- _DATA SEGMENT_:

────────────────────

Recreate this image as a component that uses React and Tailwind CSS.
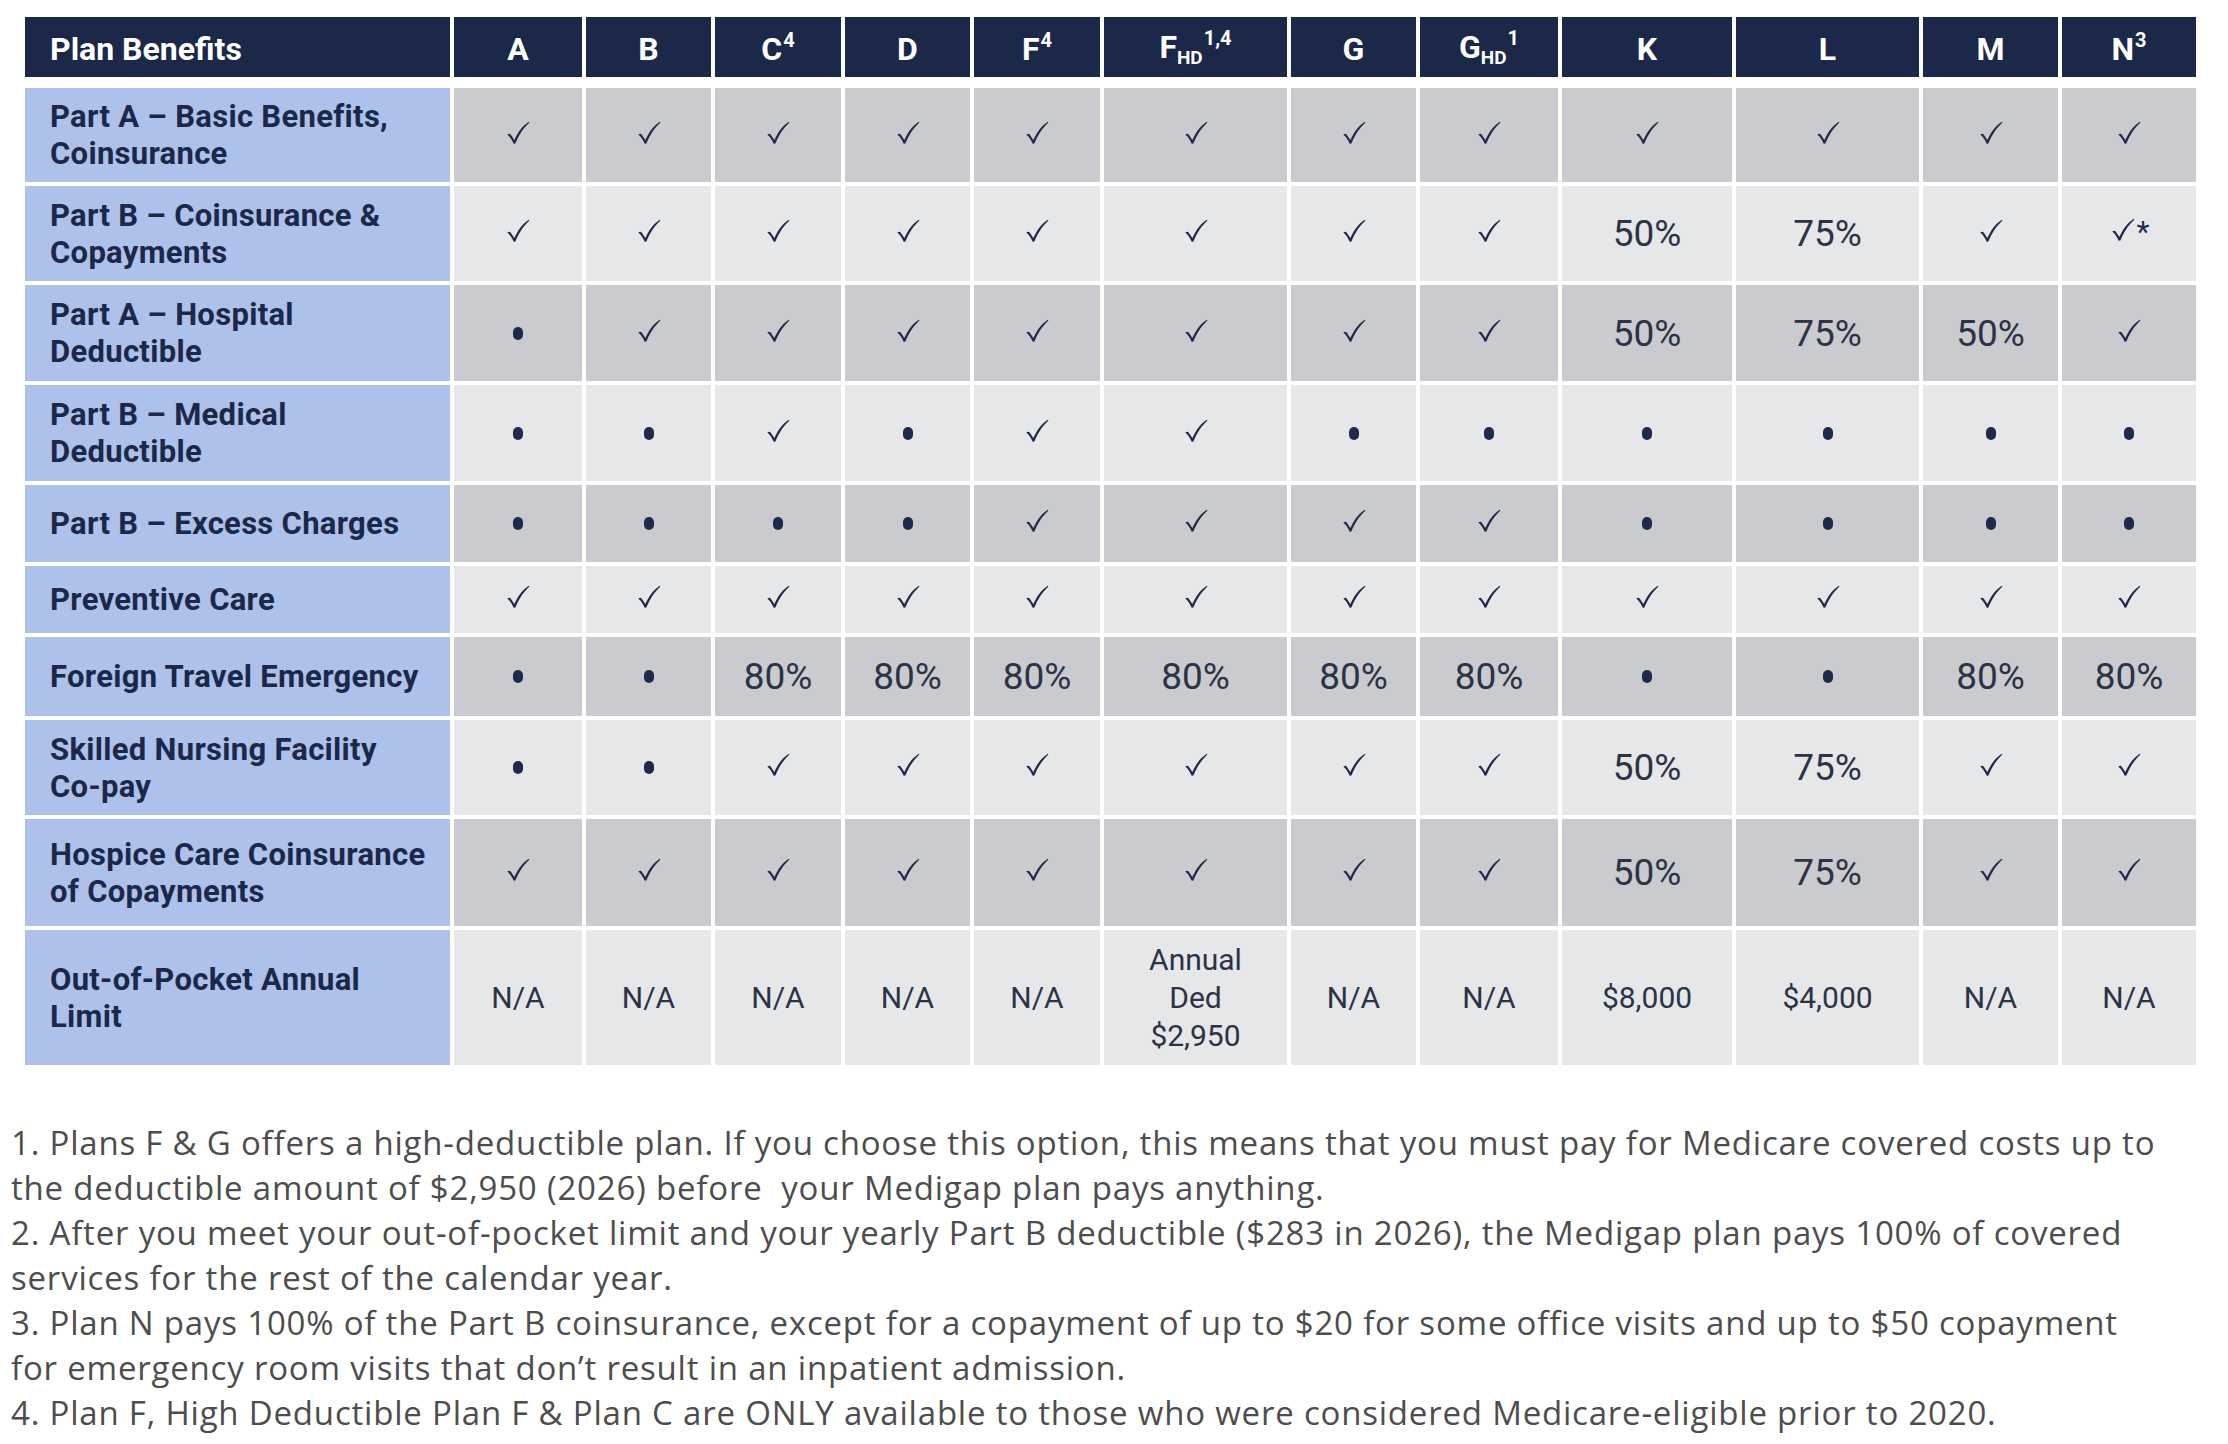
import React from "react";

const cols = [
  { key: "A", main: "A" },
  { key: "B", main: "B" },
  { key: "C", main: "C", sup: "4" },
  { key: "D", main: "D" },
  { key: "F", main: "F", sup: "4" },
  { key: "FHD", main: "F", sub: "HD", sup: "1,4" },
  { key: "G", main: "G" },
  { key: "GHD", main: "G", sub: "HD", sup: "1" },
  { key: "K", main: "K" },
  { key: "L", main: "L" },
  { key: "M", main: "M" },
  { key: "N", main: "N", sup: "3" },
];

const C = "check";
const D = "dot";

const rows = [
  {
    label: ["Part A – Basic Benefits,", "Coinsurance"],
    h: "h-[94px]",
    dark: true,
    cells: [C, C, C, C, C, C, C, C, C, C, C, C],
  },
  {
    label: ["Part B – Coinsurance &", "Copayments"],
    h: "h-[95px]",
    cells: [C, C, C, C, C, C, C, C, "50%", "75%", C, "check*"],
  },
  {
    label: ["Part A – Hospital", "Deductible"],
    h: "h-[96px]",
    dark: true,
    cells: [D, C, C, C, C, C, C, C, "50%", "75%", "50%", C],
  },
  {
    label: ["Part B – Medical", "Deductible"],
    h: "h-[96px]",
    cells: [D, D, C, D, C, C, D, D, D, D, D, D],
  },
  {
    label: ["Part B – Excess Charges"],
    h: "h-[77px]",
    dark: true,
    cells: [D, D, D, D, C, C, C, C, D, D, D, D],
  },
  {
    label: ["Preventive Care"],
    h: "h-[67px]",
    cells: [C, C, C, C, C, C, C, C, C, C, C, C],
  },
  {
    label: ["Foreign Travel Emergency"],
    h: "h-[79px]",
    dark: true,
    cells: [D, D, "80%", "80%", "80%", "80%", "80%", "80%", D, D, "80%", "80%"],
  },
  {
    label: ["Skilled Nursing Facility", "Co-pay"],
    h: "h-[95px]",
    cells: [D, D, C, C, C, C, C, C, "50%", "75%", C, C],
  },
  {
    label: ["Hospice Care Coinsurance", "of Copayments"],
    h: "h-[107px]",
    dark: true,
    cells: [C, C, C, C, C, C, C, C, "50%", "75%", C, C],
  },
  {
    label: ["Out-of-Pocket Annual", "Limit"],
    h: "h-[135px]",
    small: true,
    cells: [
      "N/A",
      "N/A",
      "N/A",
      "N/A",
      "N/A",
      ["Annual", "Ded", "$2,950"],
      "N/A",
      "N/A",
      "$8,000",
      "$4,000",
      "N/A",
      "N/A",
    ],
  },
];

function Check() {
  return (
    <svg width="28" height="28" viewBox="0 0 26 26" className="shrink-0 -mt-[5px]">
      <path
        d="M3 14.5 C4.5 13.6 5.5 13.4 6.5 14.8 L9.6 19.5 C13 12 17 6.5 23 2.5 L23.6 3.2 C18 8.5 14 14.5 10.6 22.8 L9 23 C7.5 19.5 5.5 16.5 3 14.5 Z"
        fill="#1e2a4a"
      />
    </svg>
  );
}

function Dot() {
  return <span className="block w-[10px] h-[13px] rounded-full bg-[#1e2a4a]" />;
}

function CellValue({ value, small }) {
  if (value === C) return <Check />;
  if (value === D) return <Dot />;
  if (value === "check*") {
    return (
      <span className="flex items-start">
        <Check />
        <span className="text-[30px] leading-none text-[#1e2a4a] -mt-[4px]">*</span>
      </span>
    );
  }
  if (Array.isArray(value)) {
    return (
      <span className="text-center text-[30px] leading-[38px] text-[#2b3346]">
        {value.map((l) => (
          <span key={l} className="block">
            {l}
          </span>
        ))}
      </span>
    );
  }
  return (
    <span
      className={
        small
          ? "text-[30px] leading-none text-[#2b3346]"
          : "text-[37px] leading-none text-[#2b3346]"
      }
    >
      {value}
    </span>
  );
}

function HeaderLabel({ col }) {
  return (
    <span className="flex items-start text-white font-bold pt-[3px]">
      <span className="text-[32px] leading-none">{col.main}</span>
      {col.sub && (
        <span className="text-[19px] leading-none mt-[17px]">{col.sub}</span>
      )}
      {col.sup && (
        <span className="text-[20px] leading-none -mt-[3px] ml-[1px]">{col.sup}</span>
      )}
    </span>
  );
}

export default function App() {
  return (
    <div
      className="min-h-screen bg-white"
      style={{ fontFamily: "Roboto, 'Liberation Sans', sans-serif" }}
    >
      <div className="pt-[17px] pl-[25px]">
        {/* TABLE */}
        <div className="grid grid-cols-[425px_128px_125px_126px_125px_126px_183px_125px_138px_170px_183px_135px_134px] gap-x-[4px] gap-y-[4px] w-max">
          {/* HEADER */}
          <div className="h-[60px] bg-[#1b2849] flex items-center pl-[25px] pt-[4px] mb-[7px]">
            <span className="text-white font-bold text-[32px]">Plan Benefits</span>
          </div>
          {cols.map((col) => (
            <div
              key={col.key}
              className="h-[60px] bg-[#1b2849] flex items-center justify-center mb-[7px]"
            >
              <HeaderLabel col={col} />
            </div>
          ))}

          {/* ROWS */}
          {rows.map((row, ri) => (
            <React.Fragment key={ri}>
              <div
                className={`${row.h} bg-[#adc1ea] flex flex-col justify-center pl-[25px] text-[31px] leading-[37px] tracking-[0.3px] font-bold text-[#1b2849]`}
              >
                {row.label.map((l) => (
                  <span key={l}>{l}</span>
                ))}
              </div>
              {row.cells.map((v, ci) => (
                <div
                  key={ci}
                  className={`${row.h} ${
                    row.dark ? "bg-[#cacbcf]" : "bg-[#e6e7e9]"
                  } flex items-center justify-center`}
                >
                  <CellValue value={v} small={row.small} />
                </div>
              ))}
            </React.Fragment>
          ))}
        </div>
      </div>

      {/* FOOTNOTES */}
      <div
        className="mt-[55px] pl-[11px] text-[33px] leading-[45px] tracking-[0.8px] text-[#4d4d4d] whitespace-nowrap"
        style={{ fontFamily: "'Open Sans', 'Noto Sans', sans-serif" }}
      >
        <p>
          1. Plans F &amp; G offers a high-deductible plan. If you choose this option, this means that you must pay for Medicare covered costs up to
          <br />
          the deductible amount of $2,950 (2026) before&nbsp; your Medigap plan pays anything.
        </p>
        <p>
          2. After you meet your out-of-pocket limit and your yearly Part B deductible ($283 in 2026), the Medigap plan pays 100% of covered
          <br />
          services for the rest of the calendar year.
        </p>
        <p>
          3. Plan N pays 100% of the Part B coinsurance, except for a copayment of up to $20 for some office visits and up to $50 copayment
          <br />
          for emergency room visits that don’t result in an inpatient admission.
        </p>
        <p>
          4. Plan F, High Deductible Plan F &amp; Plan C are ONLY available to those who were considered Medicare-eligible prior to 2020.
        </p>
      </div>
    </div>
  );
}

────────────────────

- _EXERCISE TASK_: Reproduce each line exactly as it appears, omitting the pictures.

- _TASK ANSWER_:
Recreate this image as a component that uses React and Tailwind CSS.
import React from "react";

const cols = [
  { key: "A", main: "A" },
  { key: "B", main: "B" },
  { key: "C", main: "C", sup: "4" },
  { key: "D", main: "D" },
  { key: "F", main: "F", sup: "4" },
  { key: "FHD", main: "F", sub: "HD", sup: "1,4" },
  { key: "G", main: "G" },
  { key: "GHD", main: "G", sub: "HD", sup: "1" },
  { key: "K", main: "K" },
  { key: "L", main: "L" },
  { key: "M", main: "M" },
  { key: "N", main: "N", sup: "3" },
];

const C = "check";
const D = "dot";

const rows = [
  {
    label: ["Part A – Basic Benefits,", "Coinsurance"],
    h: "h-[94px]",
    dark: true,
    cells: [C, C, C, C, C, C, C, C, C, C, C, C],
  },
  {
    label: ["Part B – Coinsurance &", "Copayments"],
    h: "h-[95px]",
    cells: [C, C, C, C, C, C, C, C, "50%", "75%", C, "check*"],
  },
  {
    label: ["Part A – Hospital", "Deductible"],
    h: "h-[96px]",
    dark: true,
    cells: [D, C, C, C, C, C, C, C, "50%", "75%", "50%", C],
  },
  {
    label: ["Part B – Medical", "Deductible"],
    h: "h-[96px]",
    cells: [D, D, C, D, C, C, D, D, D, D, D, D],
  },
  {
    label: ["Part B – Excess Charges"],
    h: "h-[77px]",
    dark: true,
    cells: [D, D, D, D, C, C, C, C, D, D, D, D],
  },
  {
    label: ["Preventive Care"],
    h: "h-[67px]",
    cells: [C, C, C, C, C, C, C, C, C, C, C, C],
  },
  {
    label: ["Foreign Travel Emergency"],
    h: "h-[79px]",
    dark: true,
    cells: [D, D, "80%", "80%", "80%", "80%", "80%", "80%", D, D, "80%", "80%"],
  },
  {
    label: ["Skilled Nursing Facility", "Co-pay"],
    h: "h-[95px]",
    cells: [D, D, C, C, C, C, C, C, "50%", "75%", C, C],
  },
  {
    label: ["Hospice Care Coinsurance", "of Copayments"],
    h: "h-[107px]",
    dark: true,
    cells: [C, C, C, C, C, C, C, C, "50%", "75%", C, C],
  },
  {
    label: ["Out-of-Pocket Annual", "Limit"],
    h: "h-[135px]",
    small: true,
    cells: [
      "N/A",
      "N/A",
      "N/A",
      "N/A",
      "N/A",
      ["Annual", "Ded", "$2,950"],
      "N/A",
      "N/A",
      "$8,000",
      "$4,000",
      "N/A",
      "N/A",
    ],
  },
];

function Check() {
  return (
    <svg width="28" height="28" viewBox="0 0 26 26" className="shrink-0 -mt-[5px]">
      <path
        d="M3 14.5 C4.5 13.6 5.5 13.4 6.5 14.8 L9.6 19.5 C13 12 17 6.5 23 2.5 L23.6 3.2 C18 8.5 14 14.5 10.6 22.8 L9 23 C7.5 19.5 5.5 16.5 3 14.5 Z"
        fill="#1e2a4a"
      />
    </svg>
  );
}

function Dot() {
  return <span className="block w-[10px] h-[13px] rounded-full bg-[#1e2a4a]" />;
}

function CellValue({ value, small }) {
  if (value === C) return <Check />;
  if (value === D) return <Dot />;
  if (value === "check*") {
    return (
      <span className="flex items-start">
        <Check />
        <span className="text-[30px] leading-none text-[#1e2a4a] -mt-[4px]">*</span>
      </span>
    );
  }
  if (Array.isArray(value)) {
    return (
      <span className="text-center text-[30px] leading-[38px] text-[#2b3346]">
        {value.map((l) => (
          <span key={l} className="block">
            {l}
          </span>
        ))}
      </span>
    );
  }
  return (
    <span
      className={
        small
          ? "text-[30px] leading-none text-[#2b3346]"
          : "text-[37px] leading-none text-[#2b3346]"
      }
    >
      {value}
    </span>
  );
}

function HeaderLabel({ col }) {
  return (
    <span className="flex items-start text-white font-bold pt-[3px]">
      <span className="text-[32px] leading-none">{col.main}</span>
      {col.sub && (
        <span className="text-[19px] leading-none mt-[17px]">{col.sub}</span>
      )}
      {col.sup && (
        <span className="text-[20px] leading-none -mt-[3px] ml-[1px]">{col.sup}</span>
      )}
    </span>
  );
}

export default function App() {
  return (
    <div
      className="min-h-screen bg-white"
      style={{ fontFamily: "Roboto, 'Liberation Sans', sans-serif" }}
    >
      <div className="pt-[17px] pl-[25px]">
        {/* TABLE */}
        <div className="grid grid-cols-[425px_128px_125px_126px_125px_126px_183px_125px_138px_170px_183px_135px_134px] gap-x-[4px] gap-y-[4px] w-max">
          {/* HEADER */}
          <div className="h-[60px] bg-[#1b2849] flex items-center pl-[25px] pt-[4px] mb-[7px]">
            <span className="text-white font-bold text-[32px]">Plan Benefits</span>
          </div>
          {cols.map((col) => (
            <div
              key={col.key}
              className="h-[60px] bg-[#1b2849] flex items-center justify-center mb-[7px]"
            >
              <HeaderLabel col={col} />
            </div>
          ))}

          {/* ROWS */}
          {rows.map((row, ri) => (
            <React.Fragment key={ri}>
              <div
                className={`${row.h} bg-[#adc1ea] flex flex-col justify-center pl-[25px] text-[31px] leading-[37px] tracking-[0.3px] font-bold text-[#1b2849]`}
              >
                {row.label.map((l) => (
                  <span key={l}>{l}</span>
                ))}
              </div>
              {row.cells.map((v, ci) => (
                <div
                  key={ci}
                  className={`${row.h} ${
                    row.dark ? "bg-[#cacbcf]" : "bg-[#e6e7e9]"
                  } flex items-center justify-center`}
                >
                  <CellValue value={v} small={row.small} />
                </div>
              ))}
            </React.Fragment>
          ))}
        </div>
      </div>

      {/* FOOTNOTES */}
      <div
        className="mt-[55px] pl-[11px] text-[33px] leading-[45px] tracking-[0.8px] text-[#4d4d4d] whitespace-nowrap"
        style={{ fontFamily: "'Open Sans', 'Noto Sans', sans-serif" }}
      >
        <p>
          1. Plans F &amp; G offers a high-deductible plan. If you choose this option, this means that you must pay for Medicare covered costs up to
          <br />
          the deductible amount of $2,950 (2026) before&nbsp; your Medigap plan pays anything.
        </p>
        <p>
          2. After you meet your out-of-pocket limit and your yearly Part B deductible ($283 in 2026), the Medigap plan pays 100% of covered
          <br />
          services for the rest of the calendar year.
        </p>
        <p>
          3. Plan N pays 100% of the Part B coinsurance, except for a copayment of up to $20 for some office visits and up to $50 copayment
          <br />
          for emergency room visits that don’t result in an inpatient admission.
        </p>
        <p>
          4. Plan F, High Deductible Plan F &amp; Plan C are ONLY available to those who were considered Medicare-eligible prior to 2020.
        </p>
      </div>
    </div>
  );
}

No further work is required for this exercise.